The A320neo family — encompassing the A319neo, A320neo, and A321neo — benefits from either CFM LEAP-1A or Pratt & Whitney PW1100G engine options, delivering up to 20% fuel burn improvement over the previous-generation A320ceo. The 737 MAX family uses exclusively CFM LEAP-1B engines and Boeing claims similar fuel efficiency improvements over the prior 737 NG. In practice, the fuel burn figures are close enough at the aircraft level that other cost drivers — maintenance, financing, and training — often determine which platform wins on total cost.
737 MAX 8 vs. A320neo: Fuel Burn and Trip Cost Breakdown
On a typical 500-nautical-mile stage with 180 passengers, the 737 MAX 8 and A320neo post similar fuel burn numbers — both in the range of 5.0–5.5 liters per 100 passenger-kilometers depending on load factor and route conditions.
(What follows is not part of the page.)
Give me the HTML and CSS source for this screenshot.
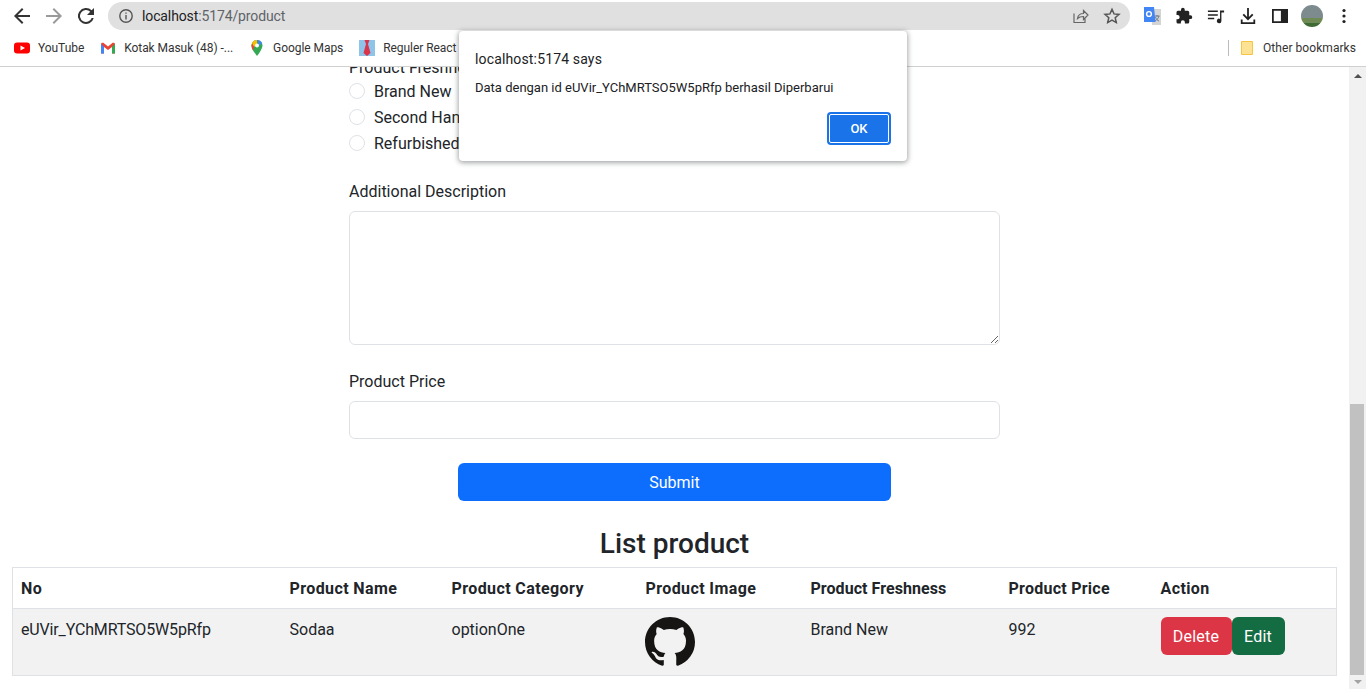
FILE: index.html
```html
<!DOCTYPE html>
<html lang="en">

<head>
    <meta charset="UTF-8">
    <meta name="viewport" content="width=device-width, initial-scale=1.0">
    <title>Product</title>
    <link rel="stylesheet" href="styles.css">
</head>

<body>
    <div class="toolbar">
        <svg class="tool" viewBox="0 0 24 24" width="24" height="24"><path d="M20 11H7.8l5.6-5.6L12 4l-8 8 8 8 1.4-1.4L7.8 13H20z" fill="#333"/></svg>
        <svg class="tool" viewBox="0 0 24 24" width="24" height="24"><path d="M4 11h12.2l-5.6-5.6L12 4l8 8-8 8-1.4-1.4 5.6-5.6H4z" fill="#9a9a9a"/></svg>
        <svg class="tool" viewBox="0 0 24 24" width="24" height="24"><path d="M17.65 6.35A8 8 0 1 0 19.73 14h-2.08a6 6 0 1 1-1.41-6.24L13 11h7V4z" fill="#333"/></svg>
        <div class="omnibox">
            <svg viewBox="0 0 16 16" width="16" height="16"><circle cx="8" cy="8" r="6.2" fill="none" stroke="#555" stroke-width="1.4"/><path d="M7.3 7h1.4v4.4H7.3zM7.3 4.4h1.4v1.4H7.3z" fill="#555"/></svg>
            <span class="url">localhost<span class="url-rest">:5174/product</span></span>
            <svg class="omni-right" viewBox="0 0 18 18" width="18" height="18"><path d="M3 6.5v9h11v-4M6.5 11.5c.5-3.500 3-5 6-5V3.500L17 8l-4.500 4.500V9.500c-2.500 0-4.500.5-6 2z" fill="none" stroke="#666" stroke-width="1.2"/></svg>
            <svg viewBox="0 0 18 18" width="18" height="18"><path d="M9 2.300l2 4.600 5 .5-3.800 3.300 1.100 4.900L9 13.100l-4.300 2.500 1.100-4.900L2 7.400l5-.5z" fill="none" stroke="#555" stroke-width="1.5"/></svg>
        </div>
        <div class="extensions">
            <svg viewBox="0 0 18 18" width="18" height="18"><path d="M8 2h10v16H9z" fill="#d4d4d4"/><path d="M11.500 9h5M14 8v1.500M12 14c2-1 3.500-3 4-5M12.500 10c.5 2 2 3.500 3.500 4" fill="none" stroke="#6b7b8c" stroke-width="1"/><path d="M1 0h10l1.500 15H1z" fill="#4285f4"/><circle cx="6" cy="7" r="2.400" fill="none" stroke="#fff" stroke-width="1.400"/></svg>
            <svg viewBox="0 0 24 24" width="18" height="18"><path d="M20.500 11H19V7a2 2 0 0 0-2-2h-4V3.500a2.500 2.500 0 0 0-5 0V5H4a2 2 0 0 0-2 2v3.800h1.500a2.700 2.700 0 0 1 0 5.400H2V20a2 2 0 0 0 2 2h3.800v-1.500a2.700 2.700 0 0 1 5.400 0V22H17a2 2 0 0 0 2-2v-4h1.500a2.500 2.500 0 0 0 0-5z" fill="#222"/></svg>
            <svg viewBox="0 0 20 18" width="18" height="18"><path d="M1 3h11v1.600H1zM1 7h11v1.600H1zM1 11h7v1.600H1z" fill="#222"/><path d="M14.500 3H19v2h-3v9.500a2.500 2.500 0 1 1-1.500-2.300z" fill="#222"/></svg>
            <svg viewBox="0 0 20 20" width="18" height="18"><path d="M9 1h2v10l3.500-3.500L16 9l-6 6-6-6 1.500-1.500L9 11zM2 14h2v3h12v-3h2v5H2z" fill="#222"/></svg>
            <svg class="panel-icon" viewBox="0 0 18 18" width="16" height="16"><path d="M1 2h16v14H1z" fill="none" stroke="#222" stroke-width="2"/><path d="M10 2h7v14h-7z" fill="#222"/></svg>
            <div class="avatar"></div>
            <svg class="menu-icon" viewBox="0 0 4 16" width="4" height="16"><circle cx="2" cy="2.500" r="1.600" fill="#222"/><circle cx="2" cy="8" r="1.600" fill="#222"/><circle cx="2" cy="13.500" r="1.600" fill="#222"/></svg>
        </div>
    </div>
    <div class="bookmarks">
        <a class="mark"><svg viewBox="0 0 16 16" width="16" height="16"><rect y="2.500" width="16" height="11" rx="3" fill="#f00"/><path d="M6.500 5.500L11 8l-4.500 2.500z" fill="#fff"/></svg>YouTube</a>
        <a class="mark"><svg viewBox="0 0 16 16" width="16" height="16"><path d="M1 3.500v10h3V7l4 3 4-3v6.500h3v-10l-2-1L8 6.500 3 2.500z" fill="#ea4335"/><path d="M1 3.500v10h3V7z" fill="#4285f4"/><path d="M12 7v6.500h3v-10z" fill="#34a853"/></svg>Kotak Masuk (48) -...</a>
        <a class="mark"><svg viewBox="0 0 16 16" width="16" height="16"><path d="M8 0a5.500 5.500 0 0 0-5.500 5.500C2.500 9.500 8 16 8 16s5.500-6.500 5.500-10.500A5.500 5.500 0 0 0 8 0z" fill="#34a853"/><path d="M3 3.500A5.500 5.500 0 0 1 8 0v3.500L5 7z" fill="#fbbc04"/><path d="M8 0a5.500 5.500 0 0 1 5 3L10 6z" fill="#4285f4"/><path d="M3 3.500L5 7l-1 3.500c-1-1.700-1.500-3.400-1.500-5z" fill="#ea4335"/><circle cx="8" cy="5.500" r="2" fill="#fff"/></svg>Google Maps</a>
        <a class="mark"><svg viewBox="0 0 16 16" width="16" height="16"><rect width="16" height="16" fill="#8fc4ea"/><path d="M5.500 0h5L9 4l2.500 9L8 16l-3.500-3L7 4z" fill="#d9344a"/></svg>Reguler React</a>
        <div class="bookmarks-right">
            <span class="divider"></span>
            <a class="mark"><svg viewBox="0 0 16 16" width="16" height="16"><path d="M2.500 1.500h11v13h-11z" fill="#fde293" stroke="#f6c544"/></svg>Other bookmarks</a>
        </div>
    </div>
    <div class="viewport">
        <div class="page">
            <form class="product-form">
                <label class="field-label freshness-label">Product Freshness</label>
                <div class="radio-row"><span class="radio"></span>Brand New</div>
                <div class="radio-row"><span class="radio"></span>Second Hand</div>
                <div class="radio-row"><span class="radio"></span>Refurbished</div>
                <label class="field-label description-label">Additional Description</label>
                <textarea class="form-control description" rows="3"></textarea>
                <label class="field-label price-label">Product Price</label>
                <input class="form-control price" type="text">
                <button class="submit" type="button">Submit</button>
            </form>
            <h2 class="list-title">List product</h2>
            <table class="product-table">
                <thead>
                    <tr>
                        <th class="col-no">No</th>
                        <th class="col-name">Product Name</th>
                        <th class="col-category">Product Category</th>
                        <th class="col-image">Product Image</th>
                        <th class="col-fresh">Product Freshness</th>
                        <th class="col-price">Product Price</th>
                        <th>Action</th>
                    </tr>
                </thead>
                <tbody>
                    <tr>
                        <td class="cell-id">eUVir_YChMRTSO5W5pRfp</td>
                        <td>Sodaa</td>
                        <td>optionOne</td>
                        <td class="cell-media">
                            <svg class="github" viewBox="0 0 16 16" width="50" height="50"><path d="M8 0C3.580 0 0 3.580 0 8c0 3.540 2.290 6.530 5.470 7.590.4.070.55-.17.55-.38 0-.19-.01-.82-.01-1.490-2.010.37-2.530-.49-2.690-.94-.09-.23-.48-.94-.82-1.130-.28-.15-.68-.52-.01-.53.630-.01 1.080.58 1.230.82.720 1.210 1.870.87 2.330.66.070-.52.280-.87.510-1.070-1.780-.2-3.640-.89-3.640-3.950 0-.87.310-1.590.820-2.150-.08-.2-.36-1.020.08-2.120 0 0 .67-.21 2.200.82.640-.18 1.320-.27 2-.27s1.360.09 2 .27c1.530-1.040 2.200-.82 2.200-.82.440 1.100.160 1.920.08 2.120.51.560.82 1.270.82 2.150 0 3.070-1.870 3.750-3.650 3.950.290.25.540.73.540 1.480 0 1.070-.01 1.930-.01 2.200 0 .21.150.46.550.38A8.010 8.010 0 0 0 16 8c0-4.420-3.580-8-8-8z" fill="#161514"/></svg>
                        </td>
                        <td>Brand New</td>
                        <td>992</td>
                        <td class="cell-media"><button class="btn btn-delete" type="button">Delete</button><button class="btn btn-edit" type="button">Edit</button></td>
                    </tr>
                </tbody>
            </table>
        </div>
        <div class="scrollbar">
            <span class="arrow arrow-up"></span>
            <div class="track"><div class="thumb"></div></div>
            <span class="arrow arrow-down"></span>
        </div>
    </div>
    <div class="alert-box">
        <div class="alert-origin">localhost:5174 says</div>
        <div class="alert-message">Data dengan id eUVir_YChMRTSO5W5pRfp berhasil Diperbarui</div>
        <div class="alert-actions"><button class="alert-ok" type="button">OK</button></div>
    </div>
</body>

</html>
```

FILE: styles.css
```css
* {
    box-sizing: border-box;
}

html,
body {
    height: 100%;
    overflow: hidden;
}

body {
    margin: 0;
    display: flex;
    flex-direction: column;
    font-family: Roboto, "Liberation Sans", sans-serif;
    color: #212529;
    background-color: white;
}

.toolbar {
    height: 33px;
    flex: none;
    display: flex;
    align-items: center;
    padding: 0 12px 2px 10px;
}

.tool {
    margin-right: 8px;
}

.omnibox {
    width: 1022px;
    height: 28px;
    margin-left: 2px;
    display: flex;
    align-items: center;
    gap: 14px;
    padding: 0 9px 0 10px;
    border-radius: 14px;
    background-color: #e0e0e0;
    font-size: 14px;
    letter-spacing: -.12px;
    color: #202124;
}

.omnibox>svg:first-child {
    margin-right: -6px;
}

.url-rest {
    color: #5f6368;
}

.omni-right {
    margin-left: auto;
}

.extensions {
    display: flex;
    align-items: center;
    margin-left: 13px;
    gap: 14px;
}

.panel-icon {
    margin-left: 1px;
}

.avatar {
    width: 22px;
    height: 22px;
    margin-left: -1px;
    border-radius: 50%;
    background: linear-gradient(#7d8b8e 0 60%, #6f8a55 60% 80%, #3f6a34 80%);
}

.menu-icon {
    margin-left: 5px;
}

.bookmarks {
    height: 34px;
    flex: none;
    display: flex;
    align-items: center;
    padding: 0 10px 3px 14px;
    gap: 16px;
    border-bottom: 1px solid #d0d0d0;
    font-size: 12px;
    letter-spacing: -.06px;
    color: #333;
}

.mark {
    display: flex;
    align-items: center;
    gap: 8px;
}

.bookmarks-right {
    margin-left: auto;
    display: flex;
    align-items: center;
    gap: 10px;
    letter-spacing: .06px;
}

.divider {
    width: 1px;
    height: 16px;
    background-color: #bbb;
}

.viewport {
    flex: 1;
    min-height: 0;
    display: flex;
}

.page {
    flex: 1;
    min-width: 0;
    overflow: hidden;
    padding: 0 12px;
}

.product-form {
    width: 651px;
    margin: -11px auto 0 337px;
    font-size: 16px;
    line-height: 24px;
}

.field-label {
    display: block;
}

.freshness-label {
    margin-bottom: -1px;
}

.radio-row {
    display: flex;
    align-items: center;
    gap: 9px;
    height: 26px;
    padding-left: 0;
}

.radio {
    width: 16px;
    height: 16px;
    margin-bottom: 2px;
    border-radius: 50%;
    border: 1px solid #dee2e6;
    background-color: white;
}

.description-label {
    margin-top: 23px;
    margin-bottom: 7px;
}

.price-label {
    margin-top: 25px;
    margin-bottom: 7px;
}

.form-control {
    display: block;
    width: 100%;
    border: 1px solid #dee2e6;
    border-radius: 6px;
    background-color: white;
}

.description {
    height: 134px;
}

.price {
    height: 38px;
}

.submit {
    display: block;
    width: 433px;
    height: 38px;
    margin: 24px 0 0 109px;
    padding: 1px 0 0;
    border: 0;
    border-radius: 6px;
    background-color: #0d6efd;
    color: white;
    font: inherit;
}

.list-title {
    margin: 25px 0 5px;
    text-align: center;
    font-size: 28px;
    line-height: 36px;
    font-weight: 500;
}

.product-table {
    width: 100%;
    border-collapse: collapse;
    border: 1px solid #dee2e6;
    font-size: 16px;
    line-height: 24px;
    table-layout: fixed;
}

.product-table th {
    text-align: left;
    font-weight: 700;
    letter-spacing: .4px;
    padding: 9px 8px 7px;
    height: 41px;
    border-bottom: 1px solid #dee2e6;
}

.product-table td {
    vertical-align: top;
    padding: 9px 8px 8px;
    height: 67px;
    background-color: #f2f2f2;
}

.product-table .cell-media {
    padding-top: 8px;
}

.product-table .cell-id {
    letter-spacing: -.15px;
}

.col-no {
    width: 269px;
}

.col-name {
    width: 162px;
}

.col-category {
    width: 194px;
}

.col-image {
    width: 165px;
}

.product-table .col-fresh {
    width: 198px;
    letter-spacing: .05px;
}

.product-table .col-price {
    width: 152px;
    letter-spacing: .25px;
}

.github {
    display: block;
    margin-left: -1px;
}

.btn {
    height: 38px;
    padding: 1px 0 0;
    border: 0;
    border-radius: 6px;
    color: white;
    font: inherit;
    letter-spacing: .2px;
}

.btn-delete {
    width: 71px;
    background-color: #dc3545;
}

.btn-edit {
    width: 53px;
    background-color: #146c43;
}

.scrollbar {
    width: 17px;
    flex: none;
    display: flex;
    flex-direction: column;
    background-color: #f1f1f1;
}

.track {
    flex: 1;
    display: flex;
    flex-direction: column;
    justify-content: flex-end;
    padding: 0 2px 0 1px;
}

.thumb {
    height: 271px;
    background-color: #c1c1c1;
}

.arrow {
    flex: none;
    display: flex;
    justify-content: center;
    align-items: center;
}

.arrow::before {
    content: "";
    border-left: 4px solid transparent;
    border-right: 4px solid transparent;
}

.arrow-up {
    height: 17px;
}

.arrow-up::before {
    border-bottom: 4px solid #505050;
}

.arrow-down {
    height: 14px;
}

.arrow-down::before {
    border-top: 4px solid #a3a3a3;
}

.alert-box {
    position: absolute;
    left: 459px;
    top: 31px;
    width: 448px;
    height: 130px;
    padding: 20px 16px 16px;
    display: flex;
    flex-direction: column;
    border-radius: 4px;
    background-color: white;
    box-shadow: 0 1px 5px 1px rgba(60, 64, 67, .45);
}

.alert-origin {
    font-size: 14px;
    letter-spacing: .15px;
    line-height: 16px;
    color: #202124;
}

.alert-message {
    margin-top: 13px;
    font-size: 13px;
    line-height: 16px;
    color: #202124;
}

.alert-actions {
    margin-top: auto;
    display: flex;
    justify-content: flex-end;
}

.alert-ok {
    width: 64px;
    height: 33px;
    border: 2px solid #1a73e8;
    outline: 1px solid white;
    outline-offset: -3px;
    border-radius: 4px;
    background-color: #1a73e8;
    color: white;
    font-family: inherit;
    font-size: 13px;
    font-weight: 500;
}
```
Where the A320neo begins to separate itself is in seat count flexibility: the A320neo can be configured for up to 194 seats in a high-density layout versus the MAX 8’s 210-seat ceiling, but the A320neo’s cabin width advantage (155.5 inches vs. 139.5 inches interior width) allows for more revenue-generating premium configurations that drive yield rather than pure volume.
Trip costs — the total operating cost per departure regardless of passenger count — tend to favor the 737 MAX 8 slightly on shorter stages due to its lower empty weight on certain configurations. However, as stage length increases beyond 1,000 nautical miles, the A320neo family’s aerodynamic efficiency begins to assert itself.
737 MAX 10 vs. A321neo: Which Wins on Cost Per Seat?
This is the matchup with the most significant commercial implications. The A321neo at 10.2¢ CASM with 215 seats has become the highest-demand narrowbody in commercial aviation, with operators using it on transcontinental and even transatlantic routes in XLR configuration. The 737 MAX 10 — Boeing’s largest MAX variant — seats up to 230 passengers in high-density layout but has faced certification delays that have eroded its competitive window. On a pure cost-per-seat basis at comparable load factors, the A321neo holds a measurable advantage, and its XLR variant opens mission profiles the MAX 10 simply cannot match.
How Boeing’s 737 MAX Grounding Shifted Airline Ordering Patterns
The 20-month grounding of the 737 MAX following two fatal crashes in 2018 and 2019 created a structural shift in airline ordering behavior that is still playing out in 2025. Airlines that had relied exclusively on Boeing for narrowbody capacity were suddenly exposed to delivery gaps, forcing several to either lease Airbus aircraft or accelerate retirement of older Boeing equipment. The reputational and operational cost of that period extended well beyond the grounding itself — it pushed carriers including Lufthansa, Air France-KLM, and several low-cost operators to diversify their narrowbody fleets in ways they hadn’t previously planned.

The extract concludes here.